Example of an SQL statement that generates an error:
SELECT SUM("C1") FROM "T1" HAVING EXISTS(SELECT * FROM "T2" WHERE AVG("T1"."C2"*1.05)>"C2")You cannot specify an external reference column in the underlined portion.
-
The input to the set function will be the results from the last-specified clause among the FROM, WHERE, and GROUP BY clauses. If a GROUP BY clause is specified, the results for each group will be input to the set function.
-
When a set function is used in a window function, the input to the set function will be the set of rows included in the window frame of the current row.
-
You cannot specify an external reference column for the following aggregated argument.
-
Aggregated argument of the inverse distribution function
-
Aggregated argument for a ARRAY_AGG set function
-
Aggregated argument for a LISTAGG set function
-
-
No more than one sort specification is permitted in the following sort specification list.
-
Sort specification list permitted in an inverse distribution function
-
Sort specification list for a ARRAY_AGG set function
-
Sort specification list for a LISTAGG set function
-
(3) Common considerations
-
If a DISTINCT set function, inverse distribution function, ARRAY_AGG set function, or LISTAGG set function is specified, a work table might be created.

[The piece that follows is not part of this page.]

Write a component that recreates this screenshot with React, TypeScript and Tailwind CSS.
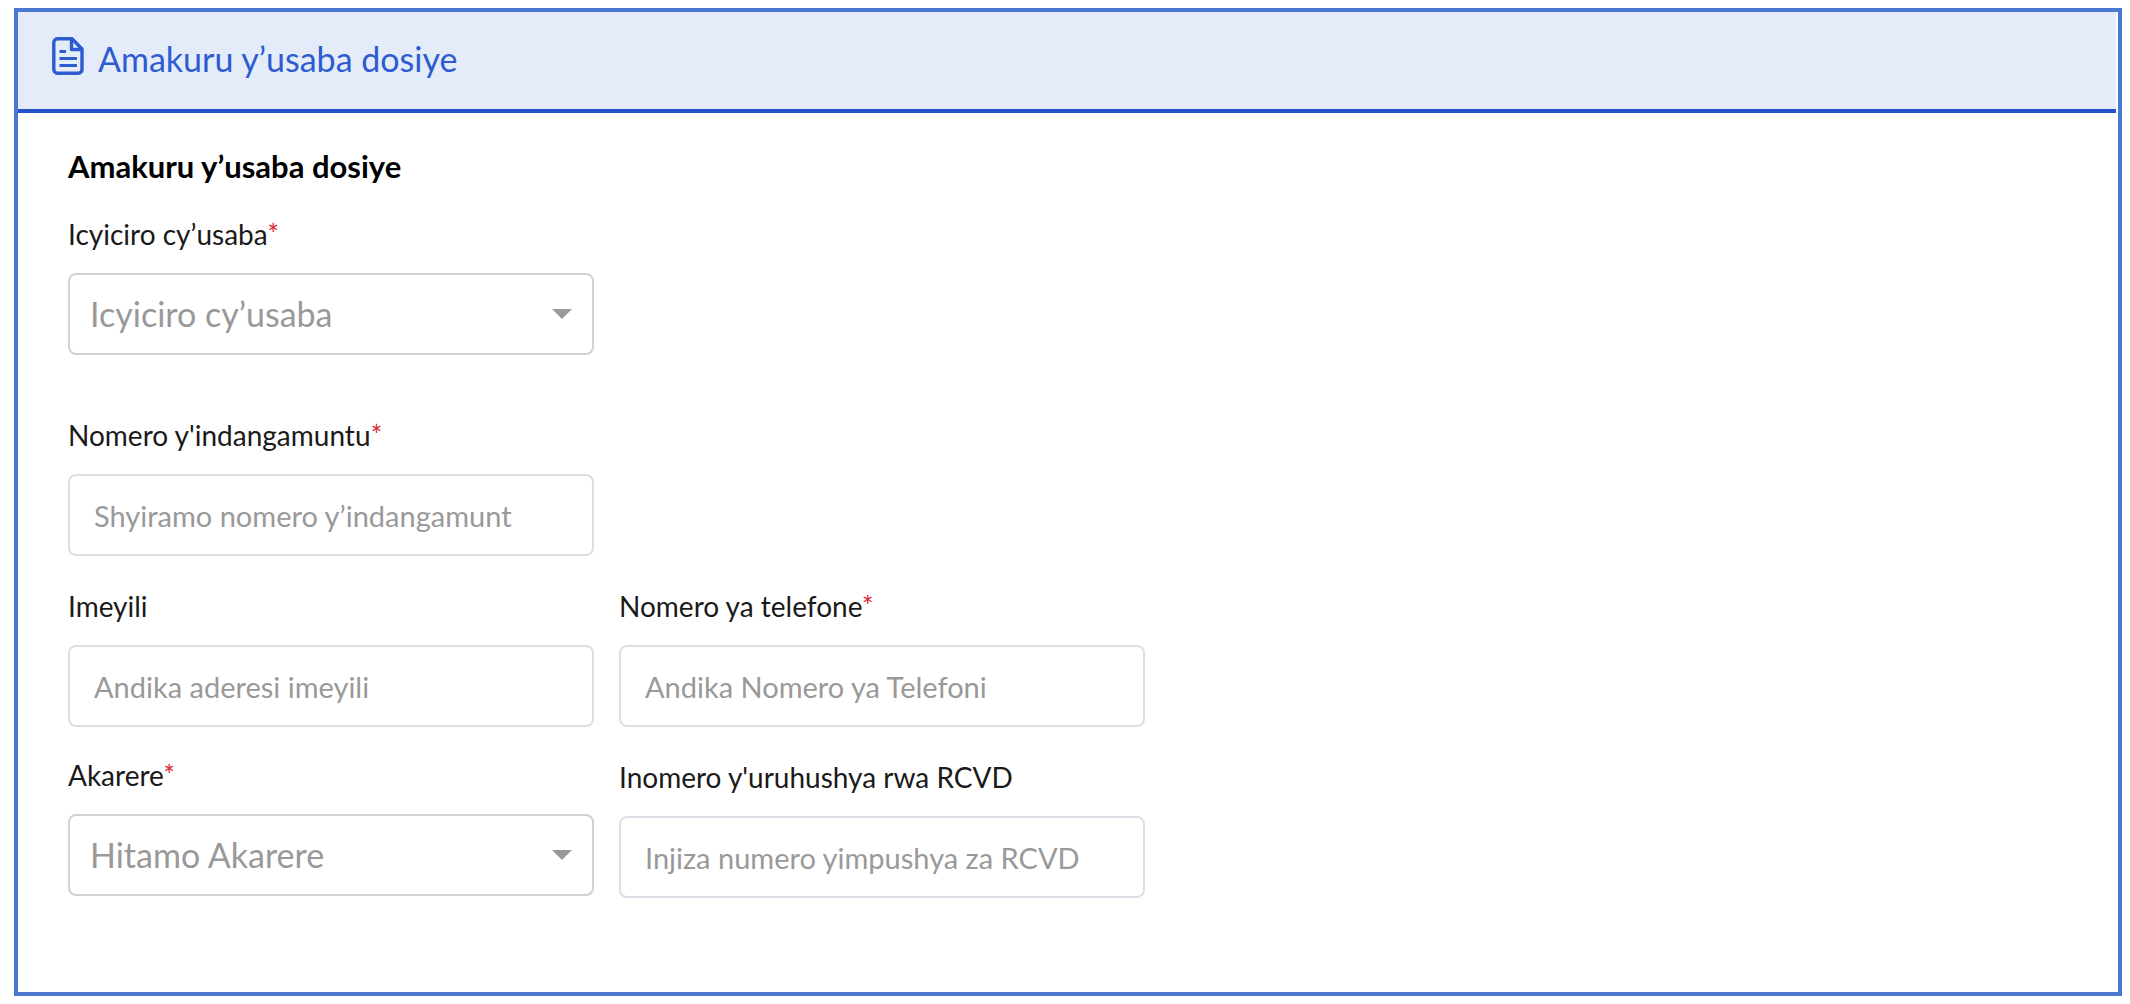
import { useState } from "react";

const labelClass = "block text-[28px] leading-10 text-[#1a1a1a]";
const controlClass =
  "block h-[82px] w-full rounded-lg border-2 bg-white outline-none focus:border-[#2552c8]";

function FileIcon() {
  return (
    <svg width="32" height="38" viewBox="0 0 32 38" fill="none" stroke="currentColor" strokeWidth="3.4" className="shrink-0" aria-hidden="true">
      <path d="M5.5 1.8H20L30 12V32.500a3.700 3.700 0 0 1-3.700 3.700H5.500a3.700 3.700 0 0 1-3.700-3.700V5.500a3.700 3.700 0 0 1 3.700-3.700Z" strokeLinejoin="round" />
      <path d="M19.500 2v10.500H30" strokeLinejoin="round" />
      <path d="M7.500 14.500h6.500M7.500 21.500h17.500M7.500 28.500h17.500" strokeWidth="3" />
    </svg>
  );
}

function Label({ id, text, required }: { id: string; text: string; required?: boolean }) {
  return (
    <label htmlFor={id} className={labelClass}>
      {text}
      {required && <span className="text-[#e02b3c]">*</span>}
    </label>
  );
}

type FieldProps = {
  id: string;
  label: string;
  placeholder: string;
  required?: boolean;
};

function TextField({ id, label, placeholder, required, lookup }: FieldProps & { lookup?: boolean }) {
  const [value, setValue] = useState("");
  const padding = lookup ? "pr-20" : "pr-6";
  return (
    <div>
      <Label id={id} text={label} required={required} />
      <input
        id={id}
        type="text"
        value={value}
        placeholder={placeholder}
        onChange={(e) => setValue(e.target.value)}
        className={`${controlClass} ${padding} mt-[19px] border-[#dadfe6] pl-6 text-[29px] text-[#1a1a1a] placeholder:text-[#999999]`}
      />
    </div>
  );
}

function SelectField({ id, label, placeholder, required }: FieldProps) {
  return (
    <div>
      <Label id={id} text={label} required={required} />
      <div className="relative mt-[19px]">
        <select
          id={id}
          defaultValue=""
          className={`${controlClass} appearance-none border-[#d2d2d2] pr-14 pb-0.5 pl-5 text-[34px] text-[#999999]`}
        >
          <option value="">{placeholder}</option>
        </select>
        <svg width="20" height="10" viewBox="0 0 20 10" className="pointer-events-none absolute top-9 right-[22px] text-[#999999]" aria-hidden="true">
          <path d="M0 0h20L10 10Z" fill="currentColor" />
        </svg>
      </div>
    </div>
  );
}

export default function App() {
  return (
    <div className="flex min-h-screen bg-white px-2 py-2 pl-3.5 font-['Lato',sans-serif]">
      <main className="flex-1 border-4 border-[#4a78d0]">
        <header className="mr-0.5 flex h-[101px] items-start gap-3.5 border-b-4 border-[#2552c8] bg-[#e4ecfa] pt-[25px] pl-[34px] text-[#2f5bd0]">
          <FileIcon />
          <h1 className="text-[34px] leading-[44px]">Amakuru y’usaba dosiye</h1>
        </header>

        <form className="px-[50px] pt-[33px] pb-12" onSubmit={(e) => e.preventDefault()}>
          <h2 className="text-[31px] leading-10 font-bold text-black">Amakuru y’usaba dosiye</h2>

          <div className="mt-7 grid max-w-[1077px] grid-cols-2 gap-x-[25px]">
            <div className="flex flex-col gap-[60px]">
              <SelectField id="category" label="Icyiciro cy’usaba" placeholder="Icyiciro cy’usaba" required />
              <TextField id="national-id" label="Nomero y'indangamuntu" placeholder="Shyiramo nomero y’indangamuntu" required lookup />
            </div>
          </div>

          <div className="mt-[30px] grid max-w-[1077px] grid-cols-2 gap-x-[25px]">
            <div className="flex flex-col gap-7">
              <TextField id="email" label="Imeyili" placeholder="Andika aderesi imeyili" />
              <SelectField id="district" label="Akarere" placeholder="Hitamo Akarere" required />
            </div>
            <div className="flex flex-col gap-[30px]">
              <TextField id="phone" label="Nomero ya telefone" placeholder="Andika Nomero ya Telefoni" required />
              <TextField id="license" label="Inomero y'uruhushya rwa RCVD" placeholder="Injiza numero yimpushya za RCVD" />
            </div>
          </div>
        </form>
      </main>
    </div>
  );
}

If the size of the work table DB area where the work table is created has not been estimated correctly, it might result in performance degradation. For details about estimating the size of the work table DB area, see the HADB Setup and Operation Guide. For details about work tables, see Considerations when executing an SQL statement that creates work tables in the HADB Application Development Guide.
-
If a DISTINCT set function, ARRAY_AGG set function, or LISTAGG set function is specified, a derived table might be created. HADB automatically assigns a correlation name in the following format to the derived table:
##DRVTBL_xxxxxxxxxx
In the preceding format, xxxxxxxxxx is a 10-digit integer.
-
If a GROUP BY clause or HAVING clause is specified, no execution results are output for groups where the number of input rows is 0.